Stated task:
State the number of lines below in which the word "styles" appears. Nothing else belongs in the answer.

-- Start of Input material --

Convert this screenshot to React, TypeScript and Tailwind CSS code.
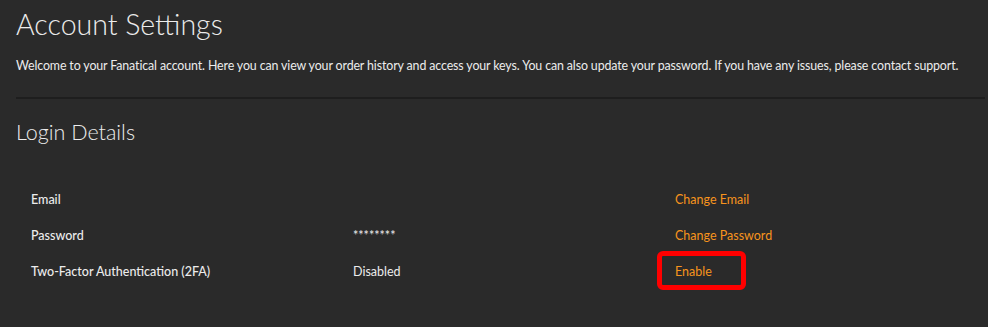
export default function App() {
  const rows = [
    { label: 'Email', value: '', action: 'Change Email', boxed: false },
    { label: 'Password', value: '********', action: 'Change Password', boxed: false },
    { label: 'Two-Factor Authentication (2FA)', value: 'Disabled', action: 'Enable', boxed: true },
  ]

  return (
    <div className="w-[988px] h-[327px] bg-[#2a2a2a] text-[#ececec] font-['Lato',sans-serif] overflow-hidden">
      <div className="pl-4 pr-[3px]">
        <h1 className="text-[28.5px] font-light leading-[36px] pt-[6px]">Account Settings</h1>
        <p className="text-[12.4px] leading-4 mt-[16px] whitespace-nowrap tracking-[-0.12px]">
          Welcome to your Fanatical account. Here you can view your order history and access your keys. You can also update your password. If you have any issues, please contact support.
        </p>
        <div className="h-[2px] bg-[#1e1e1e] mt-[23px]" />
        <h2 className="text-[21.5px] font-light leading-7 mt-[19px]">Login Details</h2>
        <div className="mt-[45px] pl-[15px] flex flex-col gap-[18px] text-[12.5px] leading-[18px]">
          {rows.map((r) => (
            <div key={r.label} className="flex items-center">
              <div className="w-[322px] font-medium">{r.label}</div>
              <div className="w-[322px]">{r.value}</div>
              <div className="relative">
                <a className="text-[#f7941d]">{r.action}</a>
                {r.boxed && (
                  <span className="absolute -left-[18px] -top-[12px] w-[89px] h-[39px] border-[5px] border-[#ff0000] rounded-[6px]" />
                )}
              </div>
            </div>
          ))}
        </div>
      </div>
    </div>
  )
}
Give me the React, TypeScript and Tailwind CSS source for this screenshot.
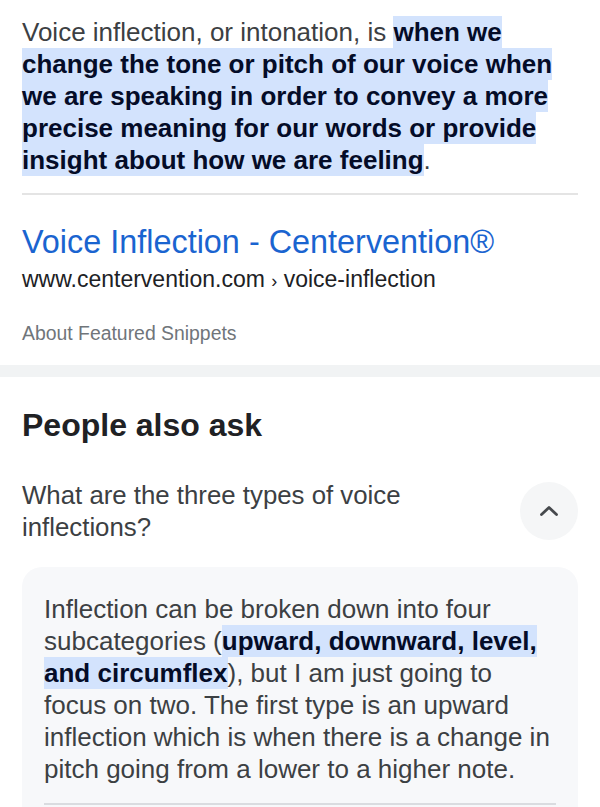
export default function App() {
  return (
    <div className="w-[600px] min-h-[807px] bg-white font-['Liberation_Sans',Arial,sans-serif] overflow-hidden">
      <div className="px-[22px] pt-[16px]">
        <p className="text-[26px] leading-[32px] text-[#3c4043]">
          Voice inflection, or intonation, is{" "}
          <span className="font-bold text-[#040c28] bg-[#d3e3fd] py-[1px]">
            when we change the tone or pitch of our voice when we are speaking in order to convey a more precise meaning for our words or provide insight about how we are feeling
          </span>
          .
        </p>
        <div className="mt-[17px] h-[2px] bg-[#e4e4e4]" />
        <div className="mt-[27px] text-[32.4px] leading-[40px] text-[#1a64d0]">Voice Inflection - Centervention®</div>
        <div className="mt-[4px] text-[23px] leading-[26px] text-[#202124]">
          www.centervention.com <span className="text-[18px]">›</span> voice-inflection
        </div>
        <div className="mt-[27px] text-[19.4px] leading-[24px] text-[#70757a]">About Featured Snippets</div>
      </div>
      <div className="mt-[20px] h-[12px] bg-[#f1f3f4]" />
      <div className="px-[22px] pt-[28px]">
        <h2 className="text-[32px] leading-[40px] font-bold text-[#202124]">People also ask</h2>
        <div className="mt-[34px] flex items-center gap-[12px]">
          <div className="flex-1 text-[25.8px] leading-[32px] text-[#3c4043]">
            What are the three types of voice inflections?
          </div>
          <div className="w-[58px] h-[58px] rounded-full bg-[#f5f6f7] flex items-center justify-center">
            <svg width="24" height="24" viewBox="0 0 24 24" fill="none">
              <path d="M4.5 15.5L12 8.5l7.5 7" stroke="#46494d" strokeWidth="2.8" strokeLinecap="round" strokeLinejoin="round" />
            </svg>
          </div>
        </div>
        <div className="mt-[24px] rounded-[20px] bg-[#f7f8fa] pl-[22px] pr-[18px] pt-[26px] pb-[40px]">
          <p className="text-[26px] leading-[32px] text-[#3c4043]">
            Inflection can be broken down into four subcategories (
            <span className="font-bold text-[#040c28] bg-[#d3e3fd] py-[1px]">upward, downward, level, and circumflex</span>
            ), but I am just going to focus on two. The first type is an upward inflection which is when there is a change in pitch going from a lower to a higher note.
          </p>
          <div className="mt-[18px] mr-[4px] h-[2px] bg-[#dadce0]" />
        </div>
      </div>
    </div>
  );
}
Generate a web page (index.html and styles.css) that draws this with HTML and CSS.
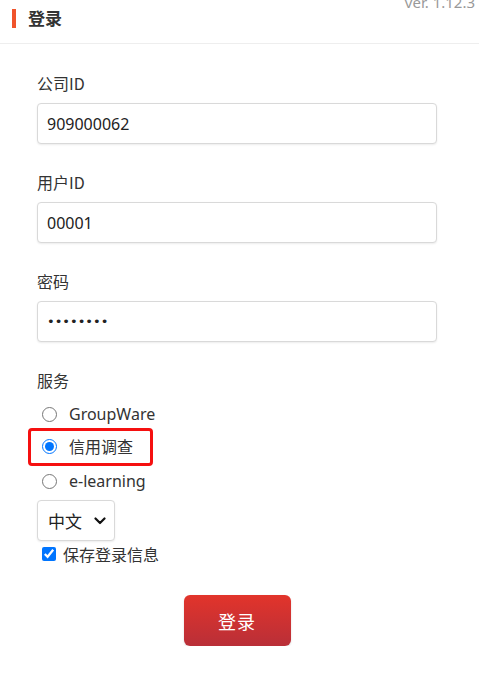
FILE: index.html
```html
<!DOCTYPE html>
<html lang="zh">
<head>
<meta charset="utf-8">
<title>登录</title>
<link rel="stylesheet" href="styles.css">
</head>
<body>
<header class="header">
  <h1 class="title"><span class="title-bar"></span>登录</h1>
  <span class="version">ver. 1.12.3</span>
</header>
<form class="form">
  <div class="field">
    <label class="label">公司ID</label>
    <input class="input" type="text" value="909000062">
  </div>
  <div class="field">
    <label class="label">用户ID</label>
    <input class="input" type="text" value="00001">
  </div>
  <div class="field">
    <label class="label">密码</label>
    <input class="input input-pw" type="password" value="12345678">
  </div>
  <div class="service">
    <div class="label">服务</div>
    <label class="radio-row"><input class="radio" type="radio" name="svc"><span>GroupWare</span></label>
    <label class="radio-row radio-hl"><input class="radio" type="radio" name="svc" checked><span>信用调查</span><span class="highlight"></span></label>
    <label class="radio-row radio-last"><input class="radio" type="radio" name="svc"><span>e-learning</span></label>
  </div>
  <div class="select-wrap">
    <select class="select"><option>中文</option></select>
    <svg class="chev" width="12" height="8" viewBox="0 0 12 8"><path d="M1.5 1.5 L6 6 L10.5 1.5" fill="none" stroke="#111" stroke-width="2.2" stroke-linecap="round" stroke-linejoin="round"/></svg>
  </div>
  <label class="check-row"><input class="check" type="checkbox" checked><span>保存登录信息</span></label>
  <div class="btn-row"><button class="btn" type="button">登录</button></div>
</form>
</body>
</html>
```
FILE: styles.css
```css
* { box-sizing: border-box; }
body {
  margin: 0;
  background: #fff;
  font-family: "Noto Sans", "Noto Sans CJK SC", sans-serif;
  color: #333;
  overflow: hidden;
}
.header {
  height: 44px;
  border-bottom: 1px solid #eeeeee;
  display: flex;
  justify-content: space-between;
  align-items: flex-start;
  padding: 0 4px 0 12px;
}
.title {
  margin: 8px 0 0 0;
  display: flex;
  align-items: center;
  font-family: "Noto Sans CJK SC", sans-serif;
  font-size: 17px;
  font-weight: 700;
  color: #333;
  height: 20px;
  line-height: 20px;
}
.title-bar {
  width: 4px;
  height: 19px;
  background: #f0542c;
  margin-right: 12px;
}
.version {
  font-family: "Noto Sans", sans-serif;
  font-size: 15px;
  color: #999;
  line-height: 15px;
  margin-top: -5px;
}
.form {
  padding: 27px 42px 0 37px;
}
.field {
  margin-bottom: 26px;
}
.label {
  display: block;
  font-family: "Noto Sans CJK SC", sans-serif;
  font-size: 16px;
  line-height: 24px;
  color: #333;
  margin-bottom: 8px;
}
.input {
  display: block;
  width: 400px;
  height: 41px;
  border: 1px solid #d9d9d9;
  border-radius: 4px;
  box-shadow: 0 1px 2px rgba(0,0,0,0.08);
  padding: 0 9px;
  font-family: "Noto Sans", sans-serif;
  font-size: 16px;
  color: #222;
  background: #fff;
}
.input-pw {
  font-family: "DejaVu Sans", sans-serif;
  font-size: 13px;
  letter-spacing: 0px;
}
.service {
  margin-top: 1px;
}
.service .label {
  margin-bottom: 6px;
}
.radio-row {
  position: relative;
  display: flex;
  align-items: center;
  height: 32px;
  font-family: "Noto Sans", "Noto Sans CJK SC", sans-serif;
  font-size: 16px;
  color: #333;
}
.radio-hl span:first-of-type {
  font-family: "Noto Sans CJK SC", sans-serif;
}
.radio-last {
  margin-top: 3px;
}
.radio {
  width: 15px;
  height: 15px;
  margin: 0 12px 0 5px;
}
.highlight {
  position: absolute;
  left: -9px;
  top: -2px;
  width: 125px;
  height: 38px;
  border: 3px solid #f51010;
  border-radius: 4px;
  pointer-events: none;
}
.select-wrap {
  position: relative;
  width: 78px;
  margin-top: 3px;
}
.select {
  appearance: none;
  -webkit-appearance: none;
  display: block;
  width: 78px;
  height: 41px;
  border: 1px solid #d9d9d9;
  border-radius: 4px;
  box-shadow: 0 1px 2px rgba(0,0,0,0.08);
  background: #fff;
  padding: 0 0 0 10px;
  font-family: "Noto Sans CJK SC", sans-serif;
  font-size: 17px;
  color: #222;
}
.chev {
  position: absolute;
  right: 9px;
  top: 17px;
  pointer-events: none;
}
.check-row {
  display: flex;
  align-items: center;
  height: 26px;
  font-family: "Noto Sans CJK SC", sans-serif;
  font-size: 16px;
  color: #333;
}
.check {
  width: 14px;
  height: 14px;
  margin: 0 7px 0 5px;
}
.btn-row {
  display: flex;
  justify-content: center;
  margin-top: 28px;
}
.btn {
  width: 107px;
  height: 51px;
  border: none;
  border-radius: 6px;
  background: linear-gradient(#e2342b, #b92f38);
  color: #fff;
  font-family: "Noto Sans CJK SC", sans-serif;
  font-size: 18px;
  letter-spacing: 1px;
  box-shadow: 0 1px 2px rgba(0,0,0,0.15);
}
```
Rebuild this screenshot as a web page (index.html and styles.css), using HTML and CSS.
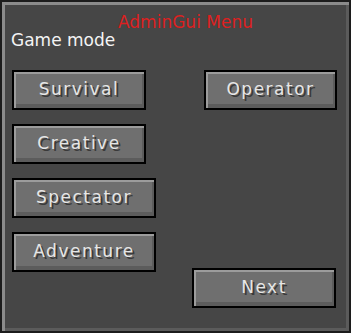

-- End of Input material --

Task answer:
4